Please give the count of lines holding the string "React" and nothing besides.

> [Source data]
+++

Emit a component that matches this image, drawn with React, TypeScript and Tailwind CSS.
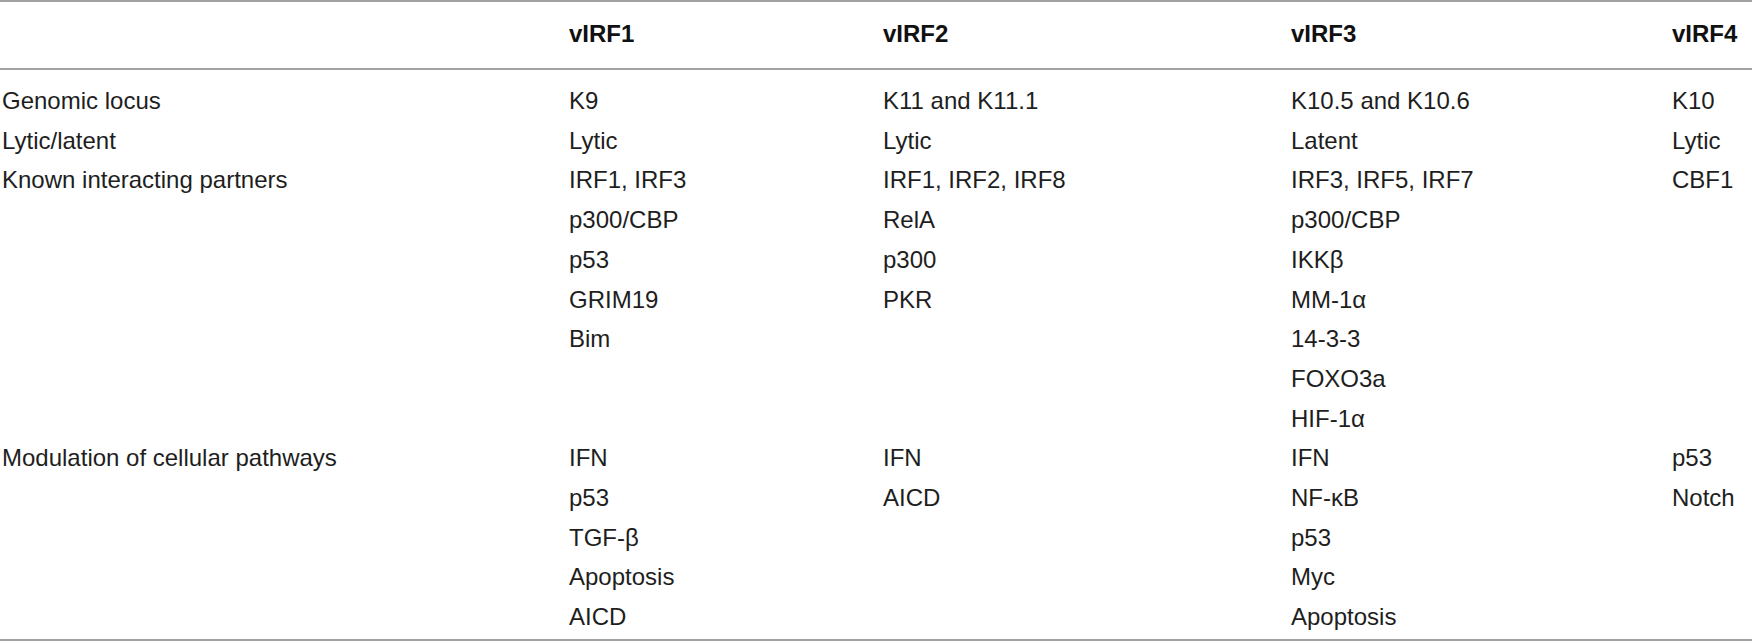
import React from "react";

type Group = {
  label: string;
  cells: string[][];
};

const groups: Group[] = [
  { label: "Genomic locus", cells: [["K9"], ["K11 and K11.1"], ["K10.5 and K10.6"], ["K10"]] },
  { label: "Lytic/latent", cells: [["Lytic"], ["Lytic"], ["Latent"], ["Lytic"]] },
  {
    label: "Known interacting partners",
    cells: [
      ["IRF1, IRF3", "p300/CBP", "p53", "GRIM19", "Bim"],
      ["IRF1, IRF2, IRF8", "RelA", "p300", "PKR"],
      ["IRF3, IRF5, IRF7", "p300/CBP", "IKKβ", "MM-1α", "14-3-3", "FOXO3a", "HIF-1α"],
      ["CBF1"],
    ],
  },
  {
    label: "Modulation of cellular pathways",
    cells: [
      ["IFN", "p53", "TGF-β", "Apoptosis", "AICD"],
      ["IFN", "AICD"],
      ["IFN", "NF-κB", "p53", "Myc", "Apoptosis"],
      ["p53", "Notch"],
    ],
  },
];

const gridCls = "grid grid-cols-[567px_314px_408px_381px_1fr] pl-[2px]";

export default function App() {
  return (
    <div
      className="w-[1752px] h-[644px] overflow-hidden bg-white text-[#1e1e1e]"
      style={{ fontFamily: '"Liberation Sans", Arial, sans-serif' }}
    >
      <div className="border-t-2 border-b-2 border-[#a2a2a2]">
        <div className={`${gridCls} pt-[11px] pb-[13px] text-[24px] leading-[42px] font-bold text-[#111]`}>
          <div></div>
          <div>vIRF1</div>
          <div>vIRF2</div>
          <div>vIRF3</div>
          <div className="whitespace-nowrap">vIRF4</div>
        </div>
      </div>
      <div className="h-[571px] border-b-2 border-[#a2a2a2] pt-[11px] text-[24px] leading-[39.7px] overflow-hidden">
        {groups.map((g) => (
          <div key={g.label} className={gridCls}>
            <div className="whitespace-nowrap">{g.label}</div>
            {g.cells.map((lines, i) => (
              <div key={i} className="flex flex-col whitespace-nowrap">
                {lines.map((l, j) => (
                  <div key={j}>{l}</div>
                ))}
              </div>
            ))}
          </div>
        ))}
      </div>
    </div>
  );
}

+++

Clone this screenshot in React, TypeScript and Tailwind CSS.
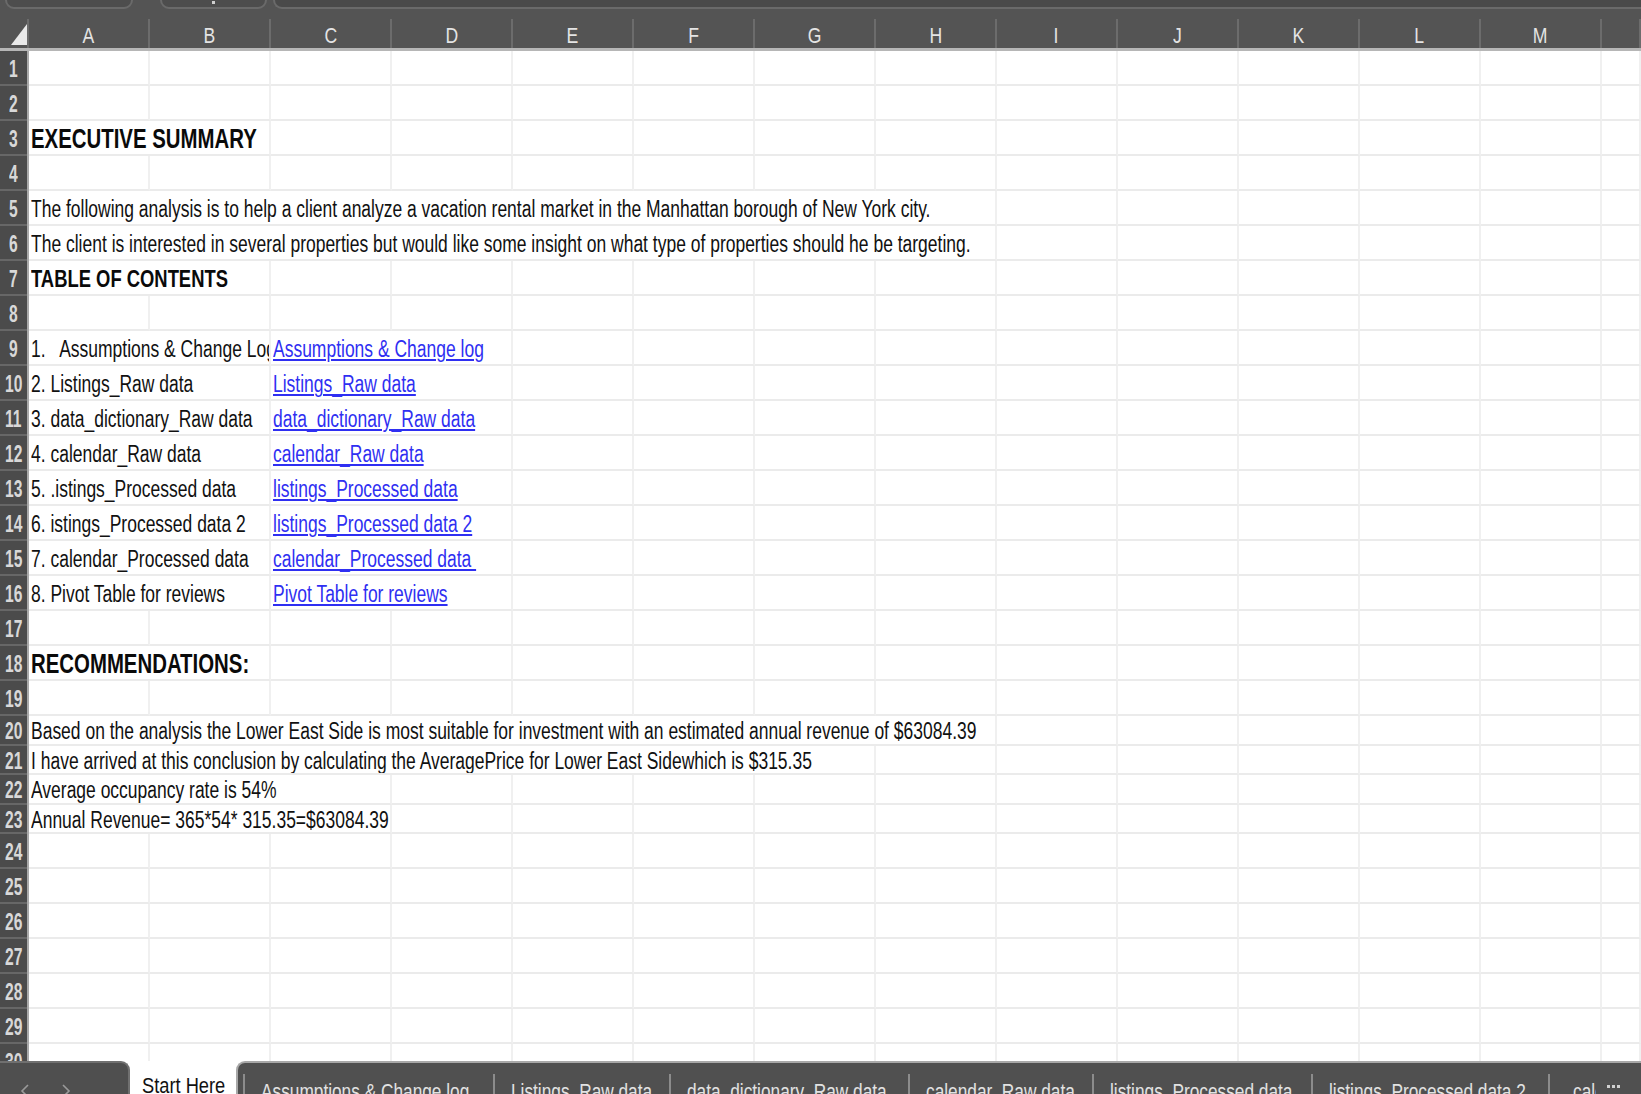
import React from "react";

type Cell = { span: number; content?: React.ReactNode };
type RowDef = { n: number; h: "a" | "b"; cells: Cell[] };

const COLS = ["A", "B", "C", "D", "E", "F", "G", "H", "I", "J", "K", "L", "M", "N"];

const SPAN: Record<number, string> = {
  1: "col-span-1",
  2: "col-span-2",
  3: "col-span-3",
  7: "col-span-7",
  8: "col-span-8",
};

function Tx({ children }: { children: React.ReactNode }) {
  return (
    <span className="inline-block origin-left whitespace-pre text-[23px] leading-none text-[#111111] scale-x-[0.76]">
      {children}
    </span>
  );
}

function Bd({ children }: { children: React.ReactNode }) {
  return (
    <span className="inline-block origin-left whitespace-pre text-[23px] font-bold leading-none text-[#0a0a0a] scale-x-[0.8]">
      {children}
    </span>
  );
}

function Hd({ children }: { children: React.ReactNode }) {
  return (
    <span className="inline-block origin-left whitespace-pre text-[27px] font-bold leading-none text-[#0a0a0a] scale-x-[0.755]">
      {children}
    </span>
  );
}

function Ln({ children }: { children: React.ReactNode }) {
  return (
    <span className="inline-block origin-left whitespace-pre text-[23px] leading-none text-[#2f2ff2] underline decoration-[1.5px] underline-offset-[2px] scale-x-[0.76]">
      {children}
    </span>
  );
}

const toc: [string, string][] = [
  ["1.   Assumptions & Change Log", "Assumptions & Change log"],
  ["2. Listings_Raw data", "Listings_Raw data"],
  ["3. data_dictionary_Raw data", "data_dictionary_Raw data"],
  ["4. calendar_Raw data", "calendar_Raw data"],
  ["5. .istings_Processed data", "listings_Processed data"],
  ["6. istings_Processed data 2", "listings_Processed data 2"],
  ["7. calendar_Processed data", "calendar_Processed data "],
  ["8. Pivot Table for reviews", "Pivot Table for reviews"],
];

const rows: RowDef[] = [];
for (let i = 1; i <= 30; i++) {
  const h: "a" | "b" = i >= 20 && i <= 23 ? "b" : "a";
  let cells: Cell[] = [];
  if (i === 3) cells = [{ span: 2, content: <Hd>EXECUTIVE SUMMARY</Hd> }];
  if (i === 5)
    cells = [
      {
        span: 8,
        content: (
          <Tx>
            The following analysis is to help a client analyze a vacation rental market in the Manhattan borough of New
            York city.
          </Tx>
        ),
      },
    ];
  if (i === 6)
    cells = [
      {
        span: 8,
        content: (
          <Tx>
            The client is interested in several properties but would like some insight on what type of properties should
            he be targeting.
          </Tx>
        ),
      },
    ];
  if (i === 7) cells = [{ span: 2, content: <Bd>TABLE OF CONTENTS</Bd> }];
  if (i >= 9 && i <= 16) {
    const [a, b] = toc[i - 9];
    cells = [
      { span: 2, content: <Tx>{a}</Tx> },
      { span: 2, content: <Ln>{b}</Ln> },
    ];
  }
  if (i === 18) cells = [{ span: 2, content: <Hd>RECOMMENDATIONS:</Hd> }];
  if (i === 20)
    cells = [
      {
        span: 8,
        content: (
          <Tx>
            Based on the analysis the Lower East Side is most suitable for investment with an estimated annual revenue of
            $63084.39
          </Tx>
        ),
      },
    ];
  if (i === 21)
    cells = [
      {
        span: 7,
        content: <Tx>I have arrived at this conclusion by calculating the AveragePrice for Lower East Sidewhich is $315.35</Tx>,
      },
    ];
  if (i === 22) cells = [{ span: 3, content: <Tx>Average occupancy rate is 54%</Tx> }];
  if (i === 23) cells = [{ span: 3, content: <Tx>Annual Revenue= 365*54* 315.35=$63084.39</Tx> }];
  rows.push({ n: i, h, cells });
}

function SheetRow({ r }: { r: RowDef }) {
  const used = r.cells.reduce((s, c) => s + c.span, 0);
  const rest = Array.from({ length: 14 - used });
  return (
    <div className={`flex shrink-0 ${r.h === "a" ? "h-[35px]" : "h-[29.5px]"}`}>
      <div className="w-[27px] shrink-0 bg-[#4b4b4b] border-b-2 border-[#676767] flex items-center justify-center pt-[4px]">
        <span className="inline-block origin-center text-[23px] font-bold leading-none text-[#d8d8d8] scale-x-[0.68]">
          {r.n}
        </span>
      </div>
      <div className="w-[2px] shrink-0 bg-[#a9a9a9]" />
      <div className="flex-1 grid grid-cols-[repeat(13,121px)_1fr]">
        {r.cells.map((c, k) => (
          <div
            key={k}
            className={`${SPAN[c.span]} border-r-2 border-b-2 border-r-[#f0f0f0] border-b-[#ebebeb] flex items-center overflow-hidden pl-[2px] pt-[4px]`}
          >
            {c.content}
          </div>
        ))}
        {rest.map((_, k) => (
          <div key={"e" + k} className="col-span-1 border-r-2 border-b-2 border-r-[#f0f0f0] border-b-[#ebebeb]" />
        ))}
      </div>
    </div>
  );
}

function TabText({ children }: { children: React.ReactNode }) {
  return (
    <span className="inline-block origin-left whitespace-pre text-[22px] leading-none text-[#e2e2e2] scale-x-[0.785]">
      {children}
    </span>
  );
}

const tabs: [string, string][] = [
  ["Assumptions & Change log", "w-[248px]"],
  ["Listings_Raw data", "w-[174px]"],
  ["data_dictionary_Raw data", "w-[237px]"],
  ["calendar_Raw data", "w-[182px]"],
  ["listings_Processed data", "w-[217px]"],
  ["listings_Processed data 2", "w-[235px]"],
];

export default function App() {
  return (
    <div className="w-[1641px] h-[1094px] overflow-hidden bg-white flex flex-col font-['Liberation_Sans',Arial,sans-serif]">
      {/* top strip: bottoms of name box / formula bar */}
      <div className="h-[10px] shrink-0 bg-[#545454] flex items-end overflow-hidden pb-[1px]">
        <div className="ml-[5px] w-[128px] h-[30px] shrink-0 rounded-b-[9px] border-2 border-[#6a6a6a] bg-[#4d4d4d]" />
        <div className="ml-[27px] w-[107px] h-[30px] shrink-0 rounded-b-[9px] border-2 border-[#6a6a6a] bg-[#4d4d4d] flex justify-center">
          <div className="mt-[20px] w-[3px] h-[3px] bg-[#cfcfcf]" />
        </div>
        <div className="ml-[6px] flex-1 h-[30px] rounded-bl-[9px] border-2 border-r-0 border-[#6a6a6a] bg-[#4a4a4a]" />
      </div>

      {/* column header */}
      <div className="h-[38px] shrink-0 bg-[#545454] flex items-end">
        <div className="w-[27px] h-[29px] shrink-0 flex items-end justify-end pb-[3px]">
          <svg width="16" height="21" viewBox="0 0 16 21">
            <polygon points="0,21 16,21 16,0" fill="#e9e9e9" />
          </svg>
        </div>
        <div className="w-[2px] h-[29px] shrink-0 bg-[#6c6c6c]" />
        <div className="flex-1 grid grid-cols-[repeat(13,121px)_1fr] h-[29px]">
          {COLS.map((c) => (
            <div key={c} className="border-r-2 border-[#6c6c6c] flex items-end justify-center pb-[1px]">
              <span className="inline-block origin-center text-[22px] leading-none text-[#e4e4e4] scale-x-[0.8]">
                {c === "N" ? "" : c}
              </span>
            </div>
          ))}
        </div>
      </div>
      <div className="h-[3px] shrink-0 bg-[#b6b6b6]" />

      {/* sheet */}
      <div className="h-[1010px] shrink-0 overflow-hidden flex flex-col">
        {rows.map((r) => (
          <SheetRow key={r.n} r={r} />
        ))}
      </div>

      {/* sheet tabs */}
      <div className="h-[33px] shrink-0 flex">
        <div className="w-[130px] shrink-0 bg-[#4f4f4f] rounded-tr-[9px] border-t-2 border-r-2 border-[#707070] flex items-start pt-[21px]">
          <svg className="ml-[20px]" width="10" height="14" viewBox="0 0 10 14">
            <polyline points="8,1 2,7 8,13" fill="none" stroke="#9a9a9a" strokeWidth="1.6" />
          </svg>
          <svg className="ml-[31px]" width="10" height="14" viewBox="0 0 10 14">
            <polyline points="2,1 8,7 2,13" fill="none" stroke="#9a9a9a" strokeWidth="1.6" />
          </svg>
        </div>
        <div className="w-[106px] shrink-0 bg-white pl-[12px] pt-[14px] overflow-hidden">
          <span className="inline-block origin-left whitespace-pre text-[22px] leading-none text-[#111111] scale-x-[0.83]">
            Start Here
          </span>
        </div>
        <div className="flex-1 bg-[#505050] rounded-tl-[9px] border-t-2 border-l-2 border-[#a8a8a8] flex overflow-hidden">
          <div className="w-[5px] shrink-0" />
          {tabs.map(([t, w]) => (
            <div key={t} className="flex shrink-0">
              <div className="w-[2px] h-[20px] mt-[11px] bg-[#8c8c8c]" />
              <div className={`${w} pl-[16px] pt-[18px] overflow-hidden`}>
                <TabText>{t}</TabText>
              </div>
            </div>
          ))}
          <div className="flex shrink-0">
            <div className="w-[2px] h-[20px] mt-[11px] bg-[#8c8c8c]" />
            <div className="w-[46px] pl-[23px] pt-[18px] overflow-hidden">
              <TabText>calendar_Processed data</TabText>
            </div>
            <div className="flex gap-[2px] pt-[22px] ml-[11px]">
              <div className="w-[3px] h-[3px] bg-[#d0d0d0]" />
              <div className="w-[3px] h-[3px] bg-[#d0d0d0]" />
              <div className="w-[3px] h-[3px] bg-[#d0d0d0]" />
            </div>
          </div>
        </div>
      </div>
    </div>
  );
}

+++

> [RESPONSE]
10